Lean Startup Machine founder Eric Ries believes there is a science to starting a business.
I’ve been trying out his Lean Startup methodology in action today on the cold streets of Camden town. It’s been a long, tough day. But you know something good is happening when you suddenly look up and it’s gone dark, and you didn’t even notice the s o f t b l a n k e t o f s n o w falling…
Science is difficult. One of our Lean Mentors reminded us that of 100 experiments we could try, 98% might be inconclusive – and that any fragment of conclusive evidence is incredibly useful even if it’s just annihilated your most cherished hypothesis.
Art is difficult too – you must learn your skills, follow your curiosity and keep faith in your ideas, but you must also – if you are to remain an artist beyond childhood – learn to enjoy the struggle.
As an architect I’m used to working at the intersection of art and science. It’s a beautiful place. Like tonight’s winter wonderland, it’s cold and icy as the scientific method, perfectly precise as a snowflake … and yet … tactile, sensuous, poetic, yielding to the touch.
Entrepreneurship and digital design share these characteristics.
Mathematician Sir Hermann Bondi saw the beauty of science. He wrote about it with wit.
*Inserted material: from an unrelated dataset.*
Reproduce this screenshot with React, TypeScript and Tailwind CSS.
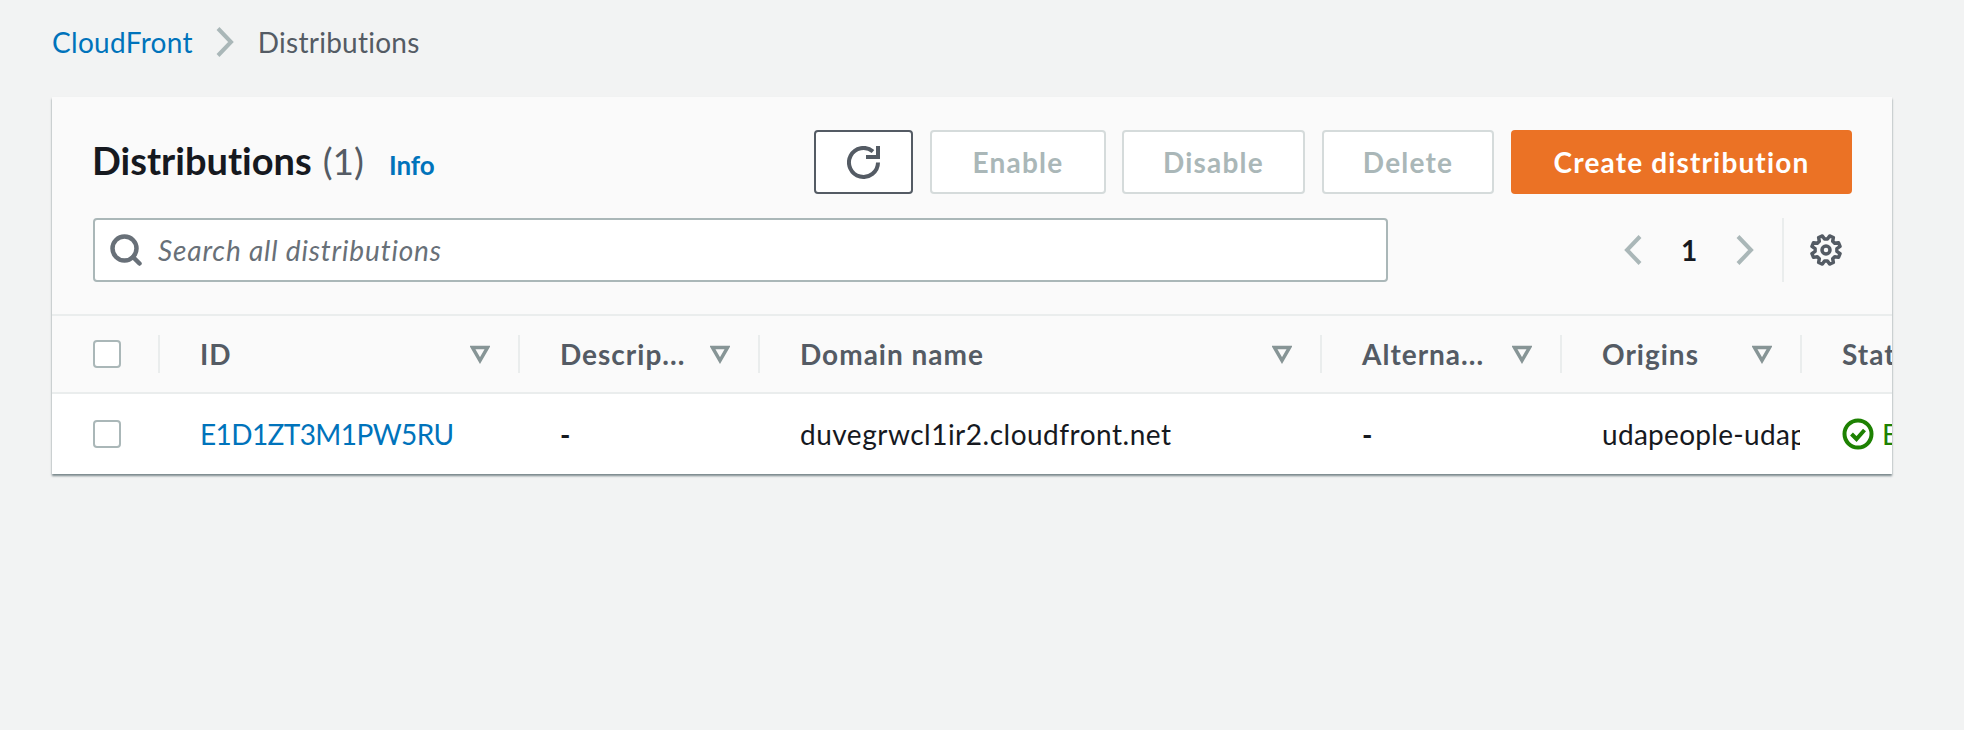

His most famous quotations seem apt to close off Day Two of the Lean Startup Machine weekend:
“If you walk along the street you will encounter a number of scientific problems. Of these, about 80 per cent are insoluble, while 19½ per cent are trivial. There is then perhaps half a per cent where skill, persistence, courage, creativity and originality can make a difference. It is always the task of the academic to swim in that half a per cent, asking the questions through which some progress can be made.”
“All science is full of statements where you put your best face on your ignorance, where you say: … we know awfully little about this, but more or less irrespective of the stuff we don’t know about, we can make certain useful deductions.”
“What I remember most clearly was that when I put down a suggestion that seemed to me cogent and reasonable, Einstein did not in the least contest this, but he only said, ‘Oh, how ugly.’ As soon as an equation seemed to him to be ugly, he really rather lost interest in it and could not understand why somebody else was willing to spend much time on it. He was quite convinced that beauty was a guiding principle in the search for important results in theoretical physics.”
Sir Hermann Bondi (1 Nov 1919 – 10 Sep 2005)
Austrian-British mathematician and cosmologist who (with Fred Hoyle and Thomas Gold) formulated the steady-state theory of the universe (1948).